▸ **STATED EXERCISE**:
Transcribe the material exactly. Images do not belong in the copy.

▸ **DATA SEGMENT**:
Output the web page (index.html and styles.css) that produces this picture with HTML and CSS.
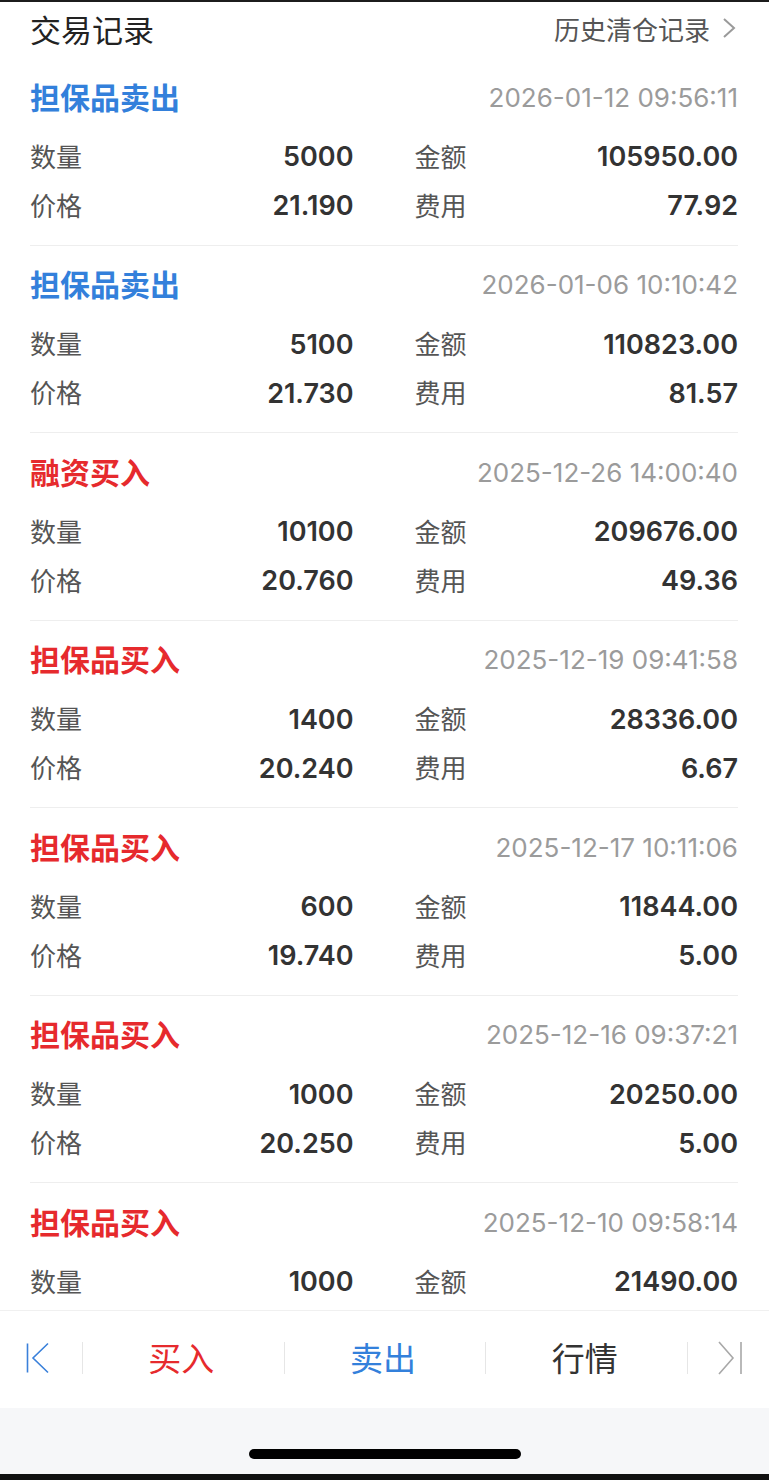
FILE: index.html
```html
<!DOCTYPE html>
<html lang="zh-CN">
<head>
  <meta charset="UTF-8">
  <meta name="viewport" content="width=device-width, initial-scale=1.0">
  <title>交易记录</title>
  <link rel="stylesheet" href="styles.css">
</head>
<body>
  <div class="page">
    <div class="header">
      <h2>交易记录</h2>
      <a class="history-link">历史清仓记录
        <svg class="chevron" width="14" height="22" viewBox="0 0 14 22"><path d="M2 2 L12 11 L2 20" fill="none" stroke="#9a9a9a" stroke-width="2"/></svg>
      </a>
    </div>

    <div class="record-list">
      <div class="record">
        <div class="record-head">
          <span class="record-type sell">担保品卖出</span>
          <span class="record-time">2026-01-12 09:56:11</span>
        </div>
        <div class="record-grid">
          <div class="cell"><span class="label">数量</span><span class="value">5000</span></div>
          <div class="cell"><span class="label">金额</span><span class="value">105950.00</span></div>
          <div class="cell"><span class="label">价格</span><span class="value">21.190</span></div>
          <div class="cell"><span class="label">费用</span><span class="value">77.92</span></div>
        </div>
      </div>

      <div class="record">
        <div class="record-head">
          <span class="record-type sell">担保品卖出</span>
          <span class="record-time">2026-01-06 10:10:42</span>
        </div>
        <div class="record-grid">
          <div class="cell"><span class="label">数量</span><span class="value">5100</span></div>
          <div class="cell"><span class="label">金额</span><span class="value">110823.00</span></div>
          <div class="cell"><span class="label">价格</span><span class="value">21.730</span></div>
          <div class="cell"><span class="label">费用</span><span class="value">81.57</span></div>
        </div>
      </div>

      <div class="record">
        <div class="record-head">
          <span class="record-type buy">融资买入</span>
          <span class="record-time">2025-12-26 14:00:40</span>
        </div>
        <div class="record-grid">
          <div class="cell"><span class="label">数量</span><span class="value">10100</span></div>
          <div class="cell"><span class="label">金额</span><span class="value">209676.00</span></div>
          <div class="cell"><span class="label">价格</span><span class="value">20.760</span></div>
          <div class="cell"><span class="label">费用</span><span class="value">49.36</span></div>
        </div>
      </div>

      <div class="record">
        <div class="record-head">
          <span class="record-type buy">担保品买入</span>
          <span class="record-time">2025-12-19 09:41:58</span>
        </div>
        <div class="record-grid">
          <div class="cell"><span class="label">数量</span><span class="value">1400</span></div>
          <div class="cell"><span class="label">金额</span><span class="value">28336.00</span></div>
          <div class="cell"><span class="label">价格</span><span class="value">20.240</span></div>
          <div class="cell"><span class="label">费用</span><span class="value">6.67</span></div>
        </div>
      </div>

      <div class="record">
        <div class="record-head">
          <span class="record-type buy">担保品买入</span>
          <span class="record-time">2025-12-17 10:11:06</span>
        </div>
        <div class="record-grid">
          <div class="cell"><span class="label">数量</span><span class="value">600</span></div>
          <div class="cell"><span class="label">金额</span><span class="value">11844.00</span></div>
          <div class="cell"><span class="label">价格</span><span class="value">19.740</span></div>
          <div class="cell"><span class="label">费用</span><span class="value">5.00</span></div>
        </div>
      </div>

      <div class="record">
        <div class="record-head">
          <span class="record-type buy">担保品买入</span>
          <span class="record-time">2025-12-16 09:37:21</span>
        </div>
        <div class="record-grid">
          <div class="cell"><span class="label">数量</span><span class="value">1000</span></div>
          <div class="cell"><span class="label">金额</span><span class="value">20250.00</span></div>
          <div class="cell"><span class="label">价格</span><span class="value">20.250</span></div>
          <div class="cell"><span class="label">费用</span><span class="value">5.00</span></div>
        </div>
      </div>

      <div class="record">
        <div class="record-head">
          <span class="record-type buy">担保品买入</span>
          <span class="record-time">2025-12-10 09:58:14</span>
        </div>
        <div class="record-grid">
          <div class="cell"><span class="label">数量</span><span class="value">1000</span></div>
          <div class="cell"><span class="label">金额</span><span class="value">21490.00</span></div>
        </div>
      </div>
    </div>

    <div class="tab-bar">
      <div class="tab-item first">
        <svg width="24" height="32" viewBox="0 0 24 32"><path d="M1.5 1.5 V30.5 M22 1.5 L7 16 L22 30.5" fill="none" stroke="#3a80da" stroke-width="1.6"/></svg>
      </div>
      <div class="tab-item"><span class="tab-text buy">买入</span></div>
      <div class="tab-item"><span class="tab-text sell">卖出</span></div>
      <div class="tab-item"><span class="tab-text">行情</span></div>
      <div class="tab-item last">
        <svg width="26" height="34" viewBox="0 0 26 34"><path d="M2 1 L16 17 L2 33 M24 1 V33" fill="none" stroke="#a8a8a8" stroke-width="1.6"/></svg>
      </div>
    </div>

    <div class="home-area">
      <div class="home-indicator"></div>
    </div>
  </div>
</body>
</html>
```

FILE: styles.css
```css
* {
  margin: 0;
  padding: 0;
  box-sizing: border-box;
}
body {
  font-family: 'Inter', 'Noto Sans CJK SC', sans-serif;
  background: #ffffff;
  color: #333;
}
.page {
  height: 1480px;
  display: flex;
  flex-direction: column;
  border-top: 2px solid #1c1c1c;
  border-bottom: 6px solid #111;
  overflow: hidden;
}
.header {
  height: 56px;
  flex-shrink: 0;
  display: flex;
  justify-content: space-between;
  align-items: center;
  padding: 0 33px 4px 30px;
}
h2 {
  font-size: 31px;
  font-weight: 400;
  color: #222;
  font-family: 'Noto Sans CJK SC', sans-serif;
}
.history-link {
  display: flex;
  align-items: center;
  gap: 12px;
  font-size: 26px;
  color: #555;
  font-family: 'Noto Sans CJK SC', sans-serif;
}

/* Record list */
.record-list {
  flex: 1;
  overflow: hidden;
  padding: 0 31px 0 30px;
}
.record {
  padding: 19px 0 14.5px;
  border-bottom: 1px solid #eeeeee;
}
.record-head {
  height: 40px;
  display: flex;
  justify-content: space-between;
  align-items: center;
  margin-bottom: 15px;
}
.record-type {
  font-family: 'Noto Sans CJK SC', sans-serif;
  font-size: 30px;
  font-weight: 700;
  padding-bottom: 3px;
}
.record-type.sell {
  color: #3380db;
}
.record-type.buy {
  color: #e62a2d;
}
.record-time {
  font-size: 26px;
  color: #9b9b9b;
}
.record-grid {
  display: grid;
  grid-template-columns: 1fr 1fr;
  column-gap: 61px;
}
.cell {
  height: 49px;
  display: flex;
  justify-content: space-between;
  align-items: center;
}
.label {
  font-family: 'Noto Sans CJK SC', sans-serif;
  font-size: 26px;
  color: #555;
  padding-bottom: 3px;
}
.value {
  font-size: 27px;
  font-weight: 600;
  color: #333;
}

/* Bottom tab bar */
.tab-bar {
  height: 98px;
  flex-shrink: 0;
  border-top: 1px solid #f0f0f0;
  padding-bottom: 3px;
  display: grid;
  grid-template-columns: 82px 1fr 1fr 1fr 82px;
  align-items: center;
}
.tab-item {
  height: 32px;
  display: flex;
  justify-content: center;
  align-items: center;
  border-left: 1px solid #e6e6e6;
}
.tab-item.first {
  border-left: none;
  justify-content: flex-start;
  padding-left: 26px;
}
.tab-item.last {
  justify-content: flex-start;
  padding-left: 29px;
}
.tab-text {
  font-family: 'Noto Sans CJK SC', sans-serif;
  font-size: 33px;
  color: #333;
  margin-right: 4px;
  padding-bottom: 3px;
}
.tab-text.buy {
  color: #e62a2d;
}
.tab-text.sell {
  color: #3380db;
}
.home-area {
  height: 66px;
  flex-shrink: 0;
  background: #f6f7f9;
  display: flex;
  justify-content: center;
  align-items: flex-end;
  padding-bottom: 15px;
}
.home-indicator {
  width: 272px;
  height: 10px;
  border-radius: 5px;
  background: #000;
}
```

▸ **THE COMPLETED TASK**:
Output the web page (index.html and styles.css) that produces this picture with HTML and CSS.
FILE: index.html
```html
<!DOCTYPE html>
<html lang="zh-CN">
<head>
  <meta charset="UTF-8">
  <meta name="viewport" content="width=device-width, initial-scale=1.0">
  <title>交易记录</title>
  <link rel="stylesheet" href="styles.css">
</head>
<body>
  <div class="page">
    <div class="header">
      <h2>交易记录</h2>
      <a class="history-link">历史清仓记录
        <svg class="chevron" width="14" height="22" viewBox="0 0 14 22"><path d="M2 2 L12 11 L2 20" fill="none" stroke="#9a9a9a" stroke-width="2"/></svg>
      </a>
    </div>

    <div class="record-list">
      <div class="record">
        <div class="record-head">
          <span class="record-type sell">担保品卖出</span>
          <span class="record-time">2026-01-12 09:56:11</span>
        </div>
        <div class="record-grid">
          <div class="cell"><span class="label">数量</span><span class="value">5000</span></div>
          <div class="cell"><span class="label">金额</span><span class="value">105950.00</span></div>
          <div class="cell"><span class="label">价格</span><span class="value">21.190</span></div>
          <div class="cell"><span class="label">费用</span><span class="value">77.92</span></div>
        </div>
      </div>

      <div class="record">
        <div class="record-head">
          <span class="record-type sell">担保品卖出</span>
          <span class="record-time">2026-01-06 10:10:42</span>
        </div>
        <div class="record-grid">
          <div class="cell"><span class="label">数量</span><span class="value">5100</span></div>
          <div class="cell"><span class="label">金额</span><span class="value">110823.00</span></div>
          <div class="cell"><span class="label">价格</span><span class="value">21.730</span></div>
          <div class="cell"><span class="label">费用</span><span class="value">81.57</span></div>
        </div>
      </div>

      <div class="record">
        <div class="record-head">
          <span class="record-type buy">融资买入</span>
          <span class="record-time">2025-12-26 14:00:40</span>
        </div>
        <div class="record-grid">
          <div class="cell"><span class="label">数量</span><span class="value">10100</span></div>
          <div class="cell"><span class="label">金额</span><span class="value">209676.00</span></div>
          <div class="cell"><span class="label">价格</span><span class="value">20.760</span></div>
          <div class="cell"><span class="label">费用</span><span class="value">49.36</span></div>
        </div>
      </div>

      <div class="record">
        <div class="record-head">
          <span class="record-type buy">担保品买入</span>
          <span class="record-time">2025-12-19 09:41:58</span>
        </div>
        <div class="record-grid">
          <div class="cell"><span class="label">数量</span><span class="value">1400</span></div>
          <div class="cell"><span class="label">金额</span><span class="value">28336.00</span></div>
          <div class="cell"><span class="label">价格</span><span class="value">20.240</span></div>
          <div class="cell"><span class="label">费用</span><span class="value">6.67</span></div>
        </div>
      </div>

      <div class="record">
        <div class="record-head">
          <span class="record-type buy">担保品买入</span>
          <span class="record-time">2025-12-17 10:11:06</span>
        </div>
        <div class="record-grid">
          <div class="cell"><span class="label">数量</span><span class="value">600</span></div>
          <div class="cell"><span class="label">金额</span><span class="value">11844.00</span></div>
          <div class="cell"><span class="label">价格</span><span class="value">19.740</span></div>
          <div class="cell"><span class="label">费用</span><span class="value">5.00</span></div>
        </div>
      </div>

      <div class="record">
        <div class="record-head">
          <span class="record-type buy">担保品买入</span>
          <span class="record-time">2025-12-16 09:37:21</span>
        </div>
        <div class="record-grid">
          <div class="cell"><span class="label">数量</span><span class="value">1000</span></div>
          <div class="cell"><span class="label">金额</span><span class="value">20250.00</span></div>
          <div class="cell"><span class="label">价格</span><span class="value">20.250</span></div>
          <div class="cell"><span class="label">费用</span><span class="value">5.00</span></div>
        </div>
      </div>

      <div class="record">
        <div class="record-head">
          <span class="record-type buy">担保品买入</span>
          <span class="record-time">2025-12-10 09:58:14</span>
        </div>
        <div class="record-grid">
          <div class="cell"><span class="label">数量</span><span class="value">1000</span></div>
          <div class="cell"><span class="label">金额</span><span class="value">21490.00</span></div>
        </div>
      </div>
    </div>

    <div class="tab-bar">
      <div class="tab-item first">
        <svg width="24" height="32" viewBox="0 0 24 32"><path d="M1.5 1.5 V30.5 M22 1.5 L7 16 L22 30.5" fill="none" stroke="#3a80da" stroke-width="1.6"/></svg>
      </div>
      <div class="tab-item"><span class="tab-text buy">买入</span></div>
      <div class="tab-item"><span class="tab-text sell">卖出</span></div>
      <div class="tab-item"><span class="tab-text">行情</span></div>
      <div class="tab-item last">
        <svg width="26" height="34" viewBox="0 0 26 34"><path d="M2 1 L16 17 L2 33 M24 1 V33" fill="none" stroke="#a8a8a8" stroke-width="1.6"/></svg>
      </div>
    </div>

    <div class="home-area">
      <div class="home-indicator"></div>
    </div>
  </div>
</body>
</html>
```

FILE: styles.css
```css
* {
  margin: 0;
  padding: 0;
  box-sizing: border-box;
}
body {
  font-family: 'Inter', 'Noto Sans CJK SC', sans-serif;
  background: #ffffff;
  color: #333;
}
.page {
  height: 1480px;
  display: flex;
  flex-direction: column;
  border-top: 2px solid #1c1c1c;
  border-bottom: 6px solid #111;
  overflow: hidden;
}
.header {
  height: 56px;
  flex-shrink: 0;
  display: flex;
  justify-content: space-between;
  align-items: center;
  padding: 0 33px 4px 30px;
}
h2 {
  font-size: 31px;
  font-weight: 400;
  color: #222;
  font-family: 'Noto Sans CJK SC', sans-serif;
}
.history-link {
  display: flex;
  align-items: center;
  gap: 12px;
  font-size: 26px;
  color: #555;
  font-family: 'Noto Sans CJK SC', sans-serif;
}

/* Record list */
.record-list {
  flex: 1;
  overflow: hidden;
  padding: 0 31px 0 30px;
}
.record {
  padding: 19px 0 14.5px;
  border-bottom: 1px solid #eeeeee;
}
.record-head {
  height: 40px;
  display: flex;
  justify-content: space-between;
  align-items: center;
  margin-bottom: 15px;
}
.record-type {
  font-family: 'Noto Sans CJK SC', sans-serif;
  font-size: 30px;
  font-weight: 700;
  padding-bottom: 3px;
}
.record-type.sell {
  color: #3380db;
}
.record-type.buy {
  color: #e62a2d;
}
.record-time {
  font-size: 26px;
  color: #9b9b9b;
}
.record-grid {
  display: grid;
  grid-template-columns: 1fr 1fr;
  column-gap: 61px;
}
.cell {
  height: 49px;
  display: flex;
  justify-content: space-between;
  align-items: center;
}
.label {
  font-family: 'Noto Sans CJK SC', sans-serif;
  font-size: 26px;
  color: #555;
  padding-bottom: 3px;
}
.value {
  font-size: 27px;
  font-weight: 600;
  color: #333;
}

/* Bottom tab bar */
.tab-bar {
  height: 98px;
  flex-shrink: 0;
  border-top: 1px solid #f0f0f0;
  padding-bottom: 3px;
  display: grid;
  grid-template-columns: 82px 1fr 1fr 1fr 82px;
  align-items: center;
}
.tab-item {
  height: 32px;
  display: flex;
  justify-content: center;
  align-items: center;
  border-left: 1px solid #e6e6e6;
}
.tab-item.first {
  border-left: none;
  justify-content: flex-start;
  padding-left: 26px;
}
.tab-item.last {
  justify-content: flex-start;
  padding-left: 29px;
}
.tab-text {
  font-family: 'Noto Sans CJK SC', sans-serif;
  font-size: 33px;
  color: #333;
  margin-right: 4px;
  padding-bottom: 3px;
}
.tab-text.buy {
  color: #e62a2d;
}
.tab-text.sell {
  color: #3380db;
}
.home-area {
  height: 66px;
  flex-shrink: 0;
  background: #f6f7f9;
  display: flex;
  justify-content: center;
  align-items: flex-end;
  padding-bottom: 15px;
}
.home-indicator {
  width: 272px;
  height: 10px;
  border-radius: 5px;
  background: #000;
}
```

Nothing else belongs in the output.